What if I sound too awkward?
Ideally, the offer should be comfortable for both you and your audience. It should feel natural and relaxed. When this happens, everyone in the room becomes more confident.
You feel more confident in the value you provide your potential clients, and in the ability to make the sale. The attendees feel more confident in you as a coach, resulting in sales at the end of the event.
From my experience, this kind of relaxed confident close is built on several key principles. The first is what I call Stretching the Gap, which is what I’m going to share with you in this post.
How To Avoid a Missed Opportunity
When you finish presenting at your event, positive energy should fill the room. Why? If you’ve done a great job, people will be excited about what they’ve learned.
BUT There’s a real danger, that people will say, “That was fantastic! Thank you so much, that was exactly what I needed,” and then leave. They’ve already learned everything they need to know from you, and they’re excited to get back and implement all the great things you’ve just taught them.
On one hand, that tells you that you did an excellent job providing them with real value. On the other hand, they didn’t buy from you.
The truth is, most attendees will leave a seminar excited, but within two days, they’ll forget half of what you taught. Within a week, they’ll forget everything and be right back to their old way of doing things.
When you allow this to happen, you miss an opportunity – not only to make a sale, but to make a lasting change in their lives. If you say, “Thanks for attending, now off you go,” you’ve let them off. If you let them off, you’ve let them down.
Build Desire-Based Tension
“Marketing is the creation of desire-based tension”
When presenting content, we’re giving our audience a glimpse of possible solutions. This gives them hope for their future and new ideas to improve it. It temporarily relieves the tension they feel from their current problems. BUT you need to put that tension back in.

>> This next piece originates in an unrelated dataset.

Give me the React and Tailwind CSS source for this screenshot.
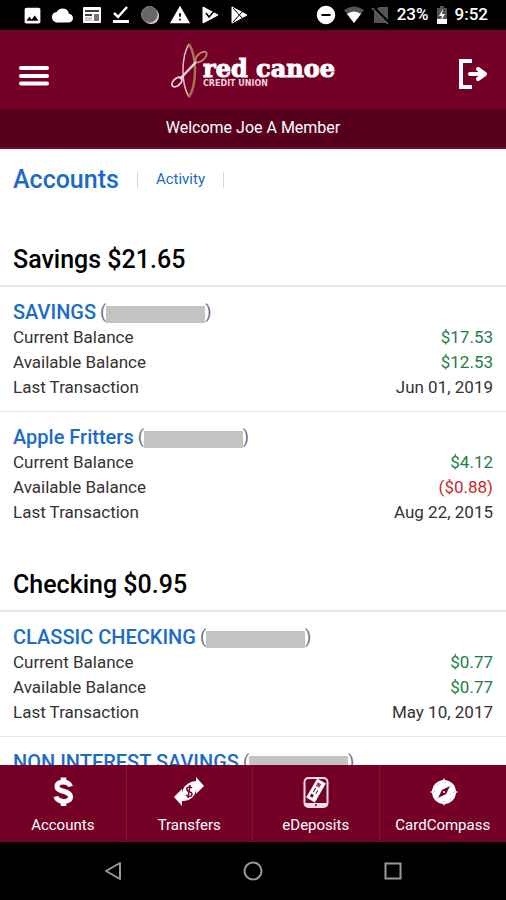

This tension is simply a reminder that they have a problem that needs to be solved. It’s the reason they came to the event in the first place. Without this tension, the gap from where they think they are to where they actually are, shrinks. Hence, you need to stretch the gap. You need to remind them that they’re far from where they need to be.
After your main presentation, before the close, insert something that gets people re-associated with their challenges.
How do you do it?
If you’re giving a 90 minute talk, take just two minutes to summarize what you spoke about and then tell the truth about what will happen when they leave.
You could say something like:
“I’ve just given you five keys to _______. Now let me tell you about some of the bigger challenges you’re going to face.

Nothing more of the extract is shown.